Transcribe the material in full. Nothing should differ except that the pictures are left out.

** begin **

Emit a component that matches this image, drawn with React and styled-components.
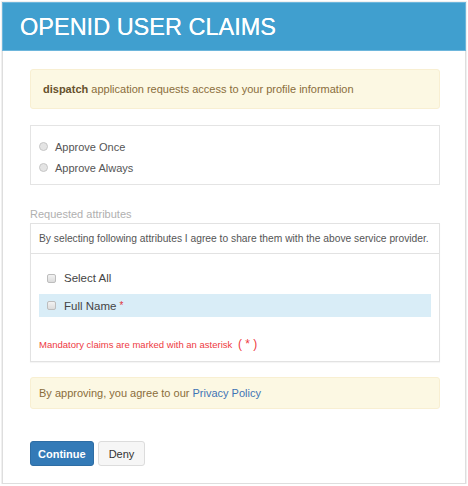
import styled, { createGlobalStyle } from "styled-components";

const Global = createGlobalStyle`
  html, body {
    margin: 0;
    padding: 0;
    background: #ffffff;
    font-family: "Liberation Sans", Arial, sans-serif;
  }
`;

const Frame = styled.div`
  box-sizing: border-box;
  width: 464px;
  height: 482px;
  margin: 2px 0 0 2px;
  border: 1px solid #dedede;
  box-shadow: 0 0 0 1px #f0f0f0;
  background: #fff;
`;

const Header = styled.div`
  box-sizing: border-box;
  height: 49px;
  margin: -1px -1px 0;
  background: #409fcf;
  border: 1px solid #6db6dc;
  display: flex;
  align-items: center;
  padding: 2px 0 0 17px;
  color: #fff;
  font-size: 23.5px;
  text-shadow: 0 0 0.4px #fff;
`;

const Content = styled.div`
  padding: 18px 25px 0 27px;
  display: flex;
  flex-direction: column;
`;

const Alert = styled.div`
  box-sizing: border-box;
  background: #fcf8e3;
  border: 1px solid #f8efd2;
  border-radius: 3px;
  color: #8a6d3b;
  font-size: 11px;
  line-height: 14px;
  padding: ${({ pad }) => pad};
  margin-bottom: ${({ gap }) => gap}px;
`;

const Strong = styled.b`
  color: #66512c;
`;

const Link = styled.a`
  color: #3f74b5;
  text-decoration: none;
`;

const Well = styled.div`
  border: 1px solid #e4e4e4;
  padding: 10px 8px 6px;
  margin-bottom: 22px;
`;

const Choice = styled.label`
  display: flex;
  align-items: center;
  height: 21px;
  font-size: 11px;
  color: #555;
`;

const Radio = styled.span`
  width: 7px;
  height: 7px;
  border-radius: 50%;
  border: 1px solid #c6c6c6;
  background: #e4e4e4;
  margin-right: 7px;
`;

const Label = styled.div`
  font-size: 11px;
  color: #b0b0b0;
  line-height: 14px;
  margin-bottom: 2px;
`;

const Panel = styled.div`
  border: 1px solid #e2e2e2;
  box-shadow: 0 1px 1px rgba(0, 0, 0, 0.04);
  margin-bottom: 15px;
`;

const PanelHead = styled.div`
  height: 29px;
  display: flex;
  align-items: center;
  padding: 0 8px;
  border-bottom: 1px solid #e2e2e2;
  font-size: 10.25px;
  color: #555;
  white-space: nowrap;
`;

const PanelBody = styled.div`
  padding: 12px 8px 9px;
`;

const Row = styled.div`
  display: flex;
  align-items: center;
  height: ${({ h }) => h}px;
  padding-left: 8px;
  margin-bottom: 4px;
  background: ${({ active }) => (active ? "#d9edf7" : "transparent")};
  font-size: 11.5px;
  color: #444;
`;

const Box = styled.span`
  box-sizing: border-box;
  width: 9px;
  height: 9px;
  border: 1px solid #bdbdbd;
  border-radius: 2px;
  background: linear-gradient(#f2f2f2, #dcdcdc);
  margin-right: 8px;
`;

const Star = styled.span`
  color: #e0353b;
  margin-left: 3px;
  font-size: 10px;
`;

const Note = styled.div`
  margin-top: 20px;
  font-size: 9.5px;
  line-height: 14px;
  color: #ee3a3f;
`;

const Paren = styled.span`
  font-size: 12px;
  margin-left: 3px;
`;

const Actions = styled.div`
  display: flex;
  gap: 4px;
  margin-top: 32px;
`;

const Button = styled.button`
  box-sizing: border-box;
  height: 25px;
  padding: 0 ${({ primary }) => (primary ? 7 : 10)}px;
  font-family: "Liberation Sans", Arial, sans-serif;
  font-size: 11px;
  font-weight: ${({ primary }) => (primary ? 700 : 400)};
  color: ${({ primary }) => (primary ? "#fff" : "#333")};
  background: ${({ primary }) => (primary ? "#337ab7" : "#f6f6f6")};
  border: 1px solid ${({ primary }) => (primary ? "#2e6da4" : "#dcdcdc")};
  border-radius: 3px;
`;

export default function App() {
  return (
    <>
      <Global />
      <Frame>
        <Header>OPENID USER CLAIMS</Header>
        <Content>
          <Alert pad="12px" gap={16}>
            <Strong>dispatch</Strong> application requests access to your profile information
          </Alert>
          <Well>
            <Choice>
              <Radio />
              Approve Once
            </Choice>
            <Choice>
              <Radio />
              Approve Always
            </Choice>
          </Well>
          <Label>Requested attributes</Label>
          <Panel>
            <PanelHead>
              By selecting following attributes I agree to share them with the above service provider.
            </PanelHead>
            <PanelBody>
              <Row h={24}>
                <Box />
                Select All
              </Row>
              <Row h={23} active>
                <Box />
                Full Name<Star>*</Star>
              </Row>
              <Note>
                Mandatory claims are marked with an asterisk <Paren>( * )</Paren>
              </Note>
            </PanelBody>
          </Panel>
          <Alert pad="8px 8px" gap={0}>
            By approving, you agree to our <Link href="#">Privacy Policy</Link>
          </Alert>
          <Actions>
            <Button primary>Continue</Button>
            <Button>Deny</Button>
          </Actions>
        </Content>
      </Frame>
    </>
  );
}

** end **

**Complete response:**
Emit a component that matches this image, drawn with React and styled-components.
import styled, { createGlobalStyle } from "styled-components";

const Global = createGlobalStyle`
  html, body {
    margin: 0;
    padding: 0;
    background: #ffffff;
    font-family: "Liberation Sans", Arial, sans-serif;
  }
`;

const Frame = styled.div`
  box-sizing: border-box;
  width: 464px;
  height: 482px;
  margin: 2px 0 0 2px;
  border: 1px solid #dedede;
  box-shadow: 0 0 0 1px #f0f0f0;
  background: #fff;
`;

const Header = styled.div`
  box-sizing: border-box;
  height: 49px;
  margin: -1px -1px 0;
  background: #409fcf;
  border: 1px solid #6db6dc;
  display: flex;
  align-items: center;
  padding: 2px 0 0 17px;
  color: #fff;
  font-size: 23.5px;
  text-shadow: 0 0 0.4px #fff;
`;

const Content = styled.div`
  padding: 18px 25px 0 27px;
  display: flex;
  flex-direction: column;
`;

const Alert = styled.div`
  box-sizing: border-box;
  background: #fcf8e3;
  border: 1px solid #f8efd2;
  border-radius: 3px;
  color: #8a6d3b;
  font-size: 11px;
  line-height: 14px;
  padding: ${({ pad }) => pad};
  margin-bottom: ${({ gap }) => gap}px;
`;

const Strong = styled.b`
  color: #66512c;
`;

const Link = styled.a`
  color: #3f74b5;
  text-decoration: none;
`;

const Well = styled.div`
  border: 1px solid #e4e4e4;
  padding: 10px 8px 6px;
  margin-bottom: 22px;
`;

const Choice = styled.label`
  display: flex;
  align-items: center;
  height: 21px;
  font-size: 11px;
  color: #555;
`;

const Radio = styled.span`
  width: 7px;
  height: 7px;
  border-radius: 50%;
  border: 1px solid #c6c6c6;
  background: #e4e4e4;
  margin-right: 7px;
`;

const Label = styled.div`
  font-size: 11px;
  color: #b0b0b0;
  line-height: 14px;
  margin-bottom: 2px;
`;

const Panel = styled.div`
  border: 1px solid #e2e2e2;
  box-shadow: 0 1px 1px rgba(0, 0, 0, 0.04);
  margin-bottom: 15px;
`;

const PanelHead = styled.div`
  height: 29px;
  display: flex;
  align-items: center;
  padding: 0 8px;
  border-bottom: 1px solid #e2e2e2;
  font-size: 10.25px;
  color: #555;
  white-space: nowrap;
`;

const PanelBody = styled.div`
  padding: 12px 8px 9px;
`;

const Row = styled.div`
  display: flex;
  align-items: center;
  height: ${({ h }) => h}px;
  padding-left: 8px;
  margin-bottom: 4px;
  background: ${({ active }) => (active ? "#d9edf7" : "transparent")};
  font-size: 11.5px;
  color: #444;
`;

const Box = styled.span`
  box-sizing: border-box;
  width: 9px;
  height: 9px;
  border: 1px solid #bdbdbd;
  border-radius: 2px;
  background: linear-gradient(#f2f2f2, #dcdcdc);
  margin-right: 8px;
`;

const Star = styled.span`
  color: #e0353b;
  margin-left: 3px;
  font-size: 10px;
`;

const Note = styled.div`
  margin-top: 20px;
  font-size: 9.5px;
  line-height: 14px;
  color: #ee3a3f;
`;

const Paren = styled.span`
  font-size: 12px;
  margin-left: 3px;
`;

const Actions = styled.div`
  display: flex;
  gap: 4px;
  margin-top: 32px;
`;

const Button = styled.button`
  box-sizing: border-box;
  height: 25px;
  padding: 0 ${({ primary }) => (primary ? 7 : 10)}px;
  font-family: "Liberation Sans", Arial, sans-serif;
  font-size: 11px;
  font-weight: ${({ primary }) => (primary ? 700 : 400)};
  color: ${({ primary }) => (primary ? "#fff" : "#333")};
  background: ${({ primary }) => (primary ? "#337ab7" : "#f6f6f6")};
  border: 1px solid ${({ primary }) => (primary ? "#2e6da4" : "#dcdcdc")};
  border-radius: 3px;
`;

export default function App() {
  return (
    <>
      <Global />
      <Frame>
        <Header>OPENID USER CLAIMS</Header>
        <Content>
          <Alert pad="12px" gap={16}>
            <Strong>dispatch</Strong> application requests access to your profile information
          </Alert>
          <Well>
            <Choice>
              <Radio />
              Approve Once
            </Choice>
            <Choice>
              <Radio />
              Approve Always
            </Choice>
          </Well>
          <Label>Requested attributes</Label>
          <Panel>
            <PanelHead>
              By selecting following attributes I agree to share them with the above service provider.
            </PanelHead>
            <PanelBody>
              <Row h={24}>
                <Box />
                Select All
              </Row>
              <Row h={23} active>
                <Box />
                Full Name<Star>*</Star>
              </Row>
              <Note>
                Mandatory claims are marked with an asterisk <Paren>( * )</Paren>
              </Note>
            </PanelBody>
          </Panel>
          <Alert pad="8px 8px" gap={0}>
            By approving, you agree to our <Link href="#">Privacy Policy</Link>
          </Alert>
          <Actions>
            <Button primary>Continue</Button>
            <Button>Deny</Button>
          </Actions>
        </Content>
      </Frame>
    </>
  );
}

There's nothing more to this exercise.